Exercise objective: Your answer must consist solely of the number of lines that contain the word "React".

Dataset extract:
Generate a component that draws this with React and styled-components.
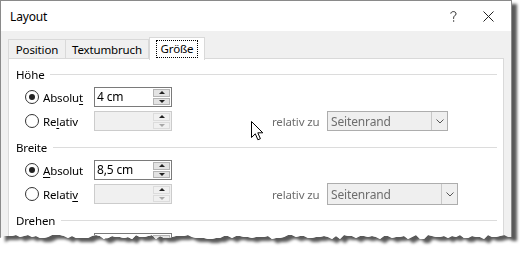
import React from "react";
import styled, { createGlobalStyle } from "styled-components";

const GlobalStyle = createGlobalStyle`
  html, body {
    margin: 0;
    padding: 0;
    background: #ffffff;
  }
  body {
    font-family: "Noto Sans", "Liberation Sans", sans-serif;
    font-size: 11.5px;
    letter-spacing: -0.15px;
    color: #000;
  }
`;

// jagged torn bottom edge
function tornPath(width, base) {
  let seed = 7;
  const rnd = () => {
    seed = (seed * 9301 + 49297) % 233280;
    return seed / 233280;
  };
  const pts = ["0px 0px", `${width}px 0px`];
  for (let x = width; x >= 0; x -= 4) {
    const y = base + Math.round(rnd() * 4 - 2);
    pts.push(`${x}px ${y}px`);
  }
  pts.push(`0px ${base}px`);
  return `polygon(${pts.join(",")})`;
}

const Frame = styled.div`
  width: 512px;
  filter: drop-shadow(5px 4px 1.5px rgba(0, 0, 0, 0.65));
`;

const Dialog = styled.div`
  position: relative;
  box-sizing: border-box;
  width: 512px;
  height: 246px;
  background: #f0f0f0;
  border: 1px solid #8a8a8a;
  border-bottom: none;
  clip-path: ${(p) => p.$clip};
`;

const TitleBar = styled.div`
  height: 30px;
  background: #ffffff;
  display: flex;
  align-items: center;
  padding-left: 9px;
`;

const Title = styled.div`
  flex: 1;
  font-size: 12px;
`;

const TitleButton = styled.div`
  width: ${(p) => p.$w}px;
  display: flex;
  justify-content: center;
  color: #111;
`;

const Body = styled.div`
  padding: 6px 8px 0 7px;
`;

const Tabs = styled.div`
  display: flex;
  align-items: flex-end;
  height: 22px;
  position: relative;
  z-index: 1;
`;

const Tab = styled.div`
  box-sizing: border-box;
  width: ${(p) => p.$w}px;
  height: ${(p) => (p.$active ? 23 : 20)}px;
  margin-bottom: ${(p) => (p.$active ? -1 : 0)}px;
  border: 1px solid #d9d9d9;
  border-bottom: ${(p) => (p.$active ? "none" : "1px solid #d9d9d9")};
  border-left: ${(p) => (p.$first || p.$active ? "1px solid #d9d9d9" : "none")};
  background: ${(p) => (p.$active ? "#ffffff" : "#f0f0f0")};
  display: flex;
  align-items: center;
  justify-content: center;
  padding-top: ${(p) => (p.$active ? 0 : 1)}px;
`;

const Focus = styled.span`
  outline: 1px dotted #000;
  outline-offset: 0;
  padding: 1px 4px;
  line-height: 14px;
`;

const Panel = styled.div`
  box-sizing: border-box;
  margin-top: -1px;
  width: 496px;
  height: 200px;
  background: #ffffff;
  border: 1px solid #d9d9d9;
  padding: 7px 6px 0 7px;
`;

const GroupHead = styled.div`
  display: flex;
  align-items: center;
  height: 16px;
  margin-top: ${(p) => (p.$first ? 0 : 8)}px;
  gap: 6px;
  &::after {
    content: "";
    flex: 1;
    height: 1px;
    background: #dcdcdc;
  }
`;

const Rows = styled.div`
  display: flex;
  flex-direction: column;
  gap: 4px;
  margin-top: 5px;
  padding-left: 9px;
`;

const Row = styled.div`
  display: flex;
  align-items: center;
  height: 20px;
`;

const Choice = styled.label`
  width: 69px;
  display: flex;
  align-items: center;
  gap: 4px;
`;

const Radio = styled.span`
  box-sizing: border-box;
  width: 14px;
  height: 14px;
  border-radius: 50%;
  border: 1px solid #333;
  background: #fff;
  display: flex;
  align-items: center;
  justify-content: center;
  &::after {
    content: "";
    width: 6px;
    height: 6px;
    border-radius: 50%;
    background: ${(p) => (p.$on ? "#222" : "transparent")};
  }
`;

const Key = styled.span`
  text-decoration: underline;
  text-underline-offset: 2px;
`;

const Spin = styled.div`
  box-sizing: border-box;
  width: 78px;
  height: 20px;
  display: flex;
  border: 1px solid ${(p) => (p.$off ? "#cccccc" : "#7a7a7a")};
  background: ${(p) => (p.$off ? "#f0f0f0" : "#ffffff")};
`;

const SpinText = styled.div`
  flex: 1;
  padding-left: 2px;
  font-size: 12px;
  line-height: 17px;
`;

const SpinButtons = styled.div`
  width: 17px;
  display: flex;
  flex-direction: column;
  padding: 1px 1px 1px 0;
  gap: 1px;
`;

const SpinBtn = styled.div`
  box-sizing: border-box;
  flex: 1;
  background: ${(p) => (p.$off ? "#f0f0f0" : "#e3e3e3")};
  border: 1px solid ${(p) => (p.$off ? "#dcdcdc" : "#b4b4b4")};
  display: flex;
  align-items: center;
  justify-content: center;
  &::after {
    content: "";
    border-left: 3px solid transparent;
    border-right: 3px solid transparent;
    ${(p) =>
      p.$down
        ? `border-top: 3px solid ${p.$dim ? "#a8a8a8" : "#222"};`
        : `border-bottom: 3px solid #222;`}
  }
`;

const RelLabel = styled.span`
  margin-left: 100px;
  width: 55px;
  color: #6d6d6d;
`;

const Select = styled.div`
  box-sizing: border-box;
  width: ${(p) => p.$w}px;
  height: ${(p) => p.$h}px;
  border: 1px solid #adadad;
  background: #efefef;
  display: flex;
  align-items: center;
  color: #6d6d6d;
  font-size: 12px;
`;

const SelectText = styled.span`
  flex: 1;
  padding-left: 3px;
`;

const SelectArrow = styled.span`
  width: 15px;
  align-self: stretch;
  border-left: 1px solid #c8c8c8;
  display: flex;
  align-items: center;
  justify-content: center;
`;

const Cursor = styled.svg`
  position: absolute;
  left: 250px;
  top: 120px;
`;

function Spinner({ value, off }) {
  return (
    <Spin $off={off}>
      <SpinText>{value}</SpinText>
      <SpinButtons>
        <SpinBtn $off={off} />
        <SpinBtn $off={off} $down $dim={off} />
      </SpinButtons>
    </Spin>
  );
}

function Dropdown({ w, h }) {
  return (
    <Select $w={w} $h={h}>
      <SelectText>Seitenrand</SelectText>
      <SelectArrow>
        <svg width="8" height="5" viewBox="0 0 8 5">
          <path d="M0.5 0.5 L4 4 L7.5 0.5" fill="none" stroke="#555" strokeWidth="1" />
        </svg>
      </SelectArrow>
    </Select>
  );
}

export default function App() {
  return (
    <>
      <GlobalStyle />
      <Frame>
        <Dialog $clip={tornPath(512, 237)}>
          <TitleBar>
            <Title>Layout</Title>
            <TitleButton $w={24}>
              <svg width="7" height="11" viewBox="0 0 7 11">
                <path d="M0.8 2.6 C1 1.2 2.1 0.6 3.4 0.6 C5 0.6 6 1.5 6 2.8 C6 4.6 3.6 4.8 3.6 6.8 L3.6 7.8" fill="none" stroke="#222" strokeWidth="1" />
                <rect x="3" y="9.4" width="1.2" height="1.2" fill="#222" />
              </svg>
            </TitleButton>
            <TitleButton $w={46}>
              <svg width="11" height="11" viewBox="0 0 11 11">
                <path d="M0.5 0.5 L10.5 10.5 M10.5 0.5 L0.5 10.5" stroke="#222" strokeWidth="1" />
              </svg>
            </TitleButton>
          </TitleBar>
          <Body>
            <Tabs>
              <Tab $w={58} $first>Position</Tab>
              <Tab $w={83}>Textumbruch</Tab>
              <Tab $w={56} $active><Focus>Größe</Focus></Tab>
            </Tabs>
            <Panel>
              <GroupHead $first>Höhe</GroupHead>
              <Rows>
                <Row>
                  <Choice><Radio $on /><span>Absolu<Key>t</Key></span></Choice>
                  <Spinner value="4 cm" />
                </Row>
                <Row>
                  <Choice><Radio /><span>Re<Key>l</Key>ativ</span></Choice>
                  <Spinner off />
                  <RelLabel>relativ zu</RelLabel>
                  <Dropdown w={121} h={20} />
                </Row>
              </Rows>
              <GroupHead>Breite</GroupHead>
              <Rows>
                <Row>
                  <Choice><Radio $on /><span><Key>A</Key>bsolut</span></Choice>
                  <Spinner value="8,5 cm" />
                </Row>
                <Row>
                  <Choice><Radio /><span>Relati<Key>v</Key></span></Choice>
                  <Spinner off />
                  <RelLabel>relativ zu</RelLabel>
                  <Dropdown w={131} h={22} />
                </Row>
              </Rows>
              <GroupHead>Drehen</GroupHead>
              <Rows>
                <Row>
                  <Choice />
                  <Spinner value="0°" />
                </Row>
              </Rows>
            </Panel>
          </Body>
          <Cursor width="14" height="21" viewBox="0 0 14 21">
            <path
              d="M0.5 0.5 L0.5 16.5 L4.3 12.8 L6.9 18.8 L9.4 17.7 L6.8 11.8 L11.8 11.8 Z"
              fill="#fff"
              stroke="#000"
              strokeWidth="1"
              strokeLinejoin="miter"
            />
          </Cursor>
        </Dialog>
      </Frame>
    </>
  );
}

Correct response: 2